In 2011, the Ministry of Defense announced that they would buy MiG-29s from Russia by the end of the year, but this did not materialize, but two MiG 29 were donated in 2019, four more later in 2021. From 2007 – 2011 the fleet of MiG-21s was reduced.

In October 2012 the Ministry of Defense returned an Airbus A310-300 to MIAT Mongolian Airlines.

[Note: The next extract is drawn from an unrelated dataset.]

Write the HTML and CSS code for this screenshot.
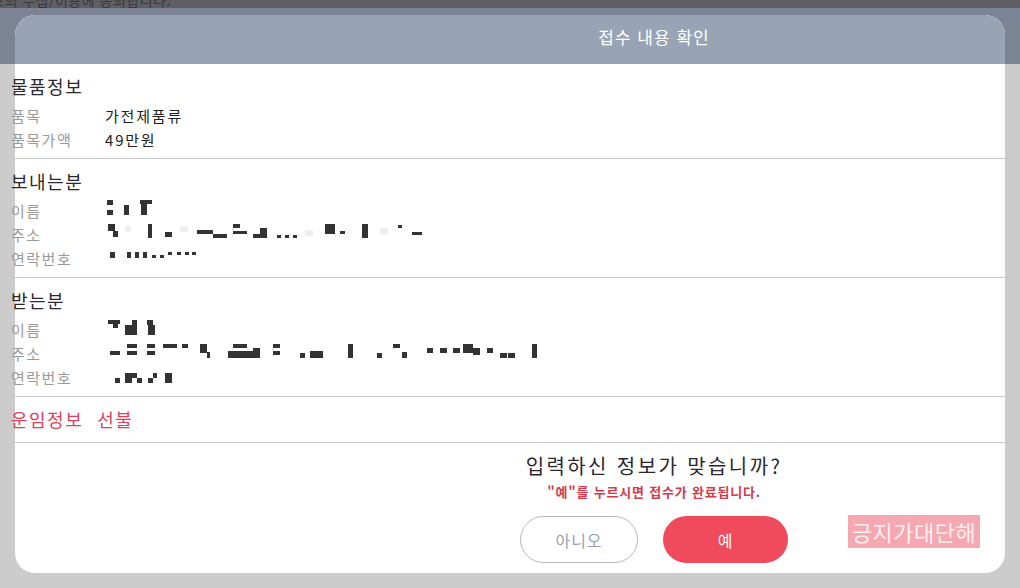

In 2013 the Air Force looked at buying three Lockheed Martin C-130J planes, however a deal was never reached.

The first Su-30SM fighter arrived on January 26, 2019, and four have been delivered so far.

=== Aircraft ===

Aircraft: Origin; Type; Variant; In service; Notes
Combat aircraft
Sukhoi Su-30: Russia; Multirole fighter; Su-30SM; 4
Trainers
Mikoyan MiG-29: Russia; Supersonic trainer; MiG-29UB; 6
Helicopters
Mil Mi-17: Soviet Union; Transport; Mi-171E/Sh; 11

=== Air defense ===

| Name | Type | Quantity | Origin | Notes |
| S-75 Dvina | Surface-to-air missile | 6 batteries | Russia |
| S-125 Neva | Surface-to-air missile | 2 batteries | Russia |  |
| 9K31 Strela-1 | Surface-to-air missile | 8 batteries | Russia | Upgraded to a Strela-1M Standard. |
| ZPU-4 | Anti-aircraft gun | 150 | Soviet Union |  |
| ZU-23-2 | Anti-aircraft gun | Soviet Union |  |
| AZP S-60 | Anti-aircraft gun | Soviet Union |  |

===Retired aircraft===

Former aircraft operated by the Mongolian Air Force includes: Lavochkin La-5, Polikarpov I-15 and I-16 fighters, Tupolev TB-3 bombers, Polikarpov R-5 reconnaissance bombers, Polikarpov Po-2, Antonov An-2, Ilyushin Il-14, Antonov An-12 and Lisunov Li-2 transports, Yakovlev Yak-11, and Yak-18 trainers, MiG-15 and MiG-21 jet fighters, MiG-23 multirole fighters, Mil Mi-4 and Mi-24 helicopters.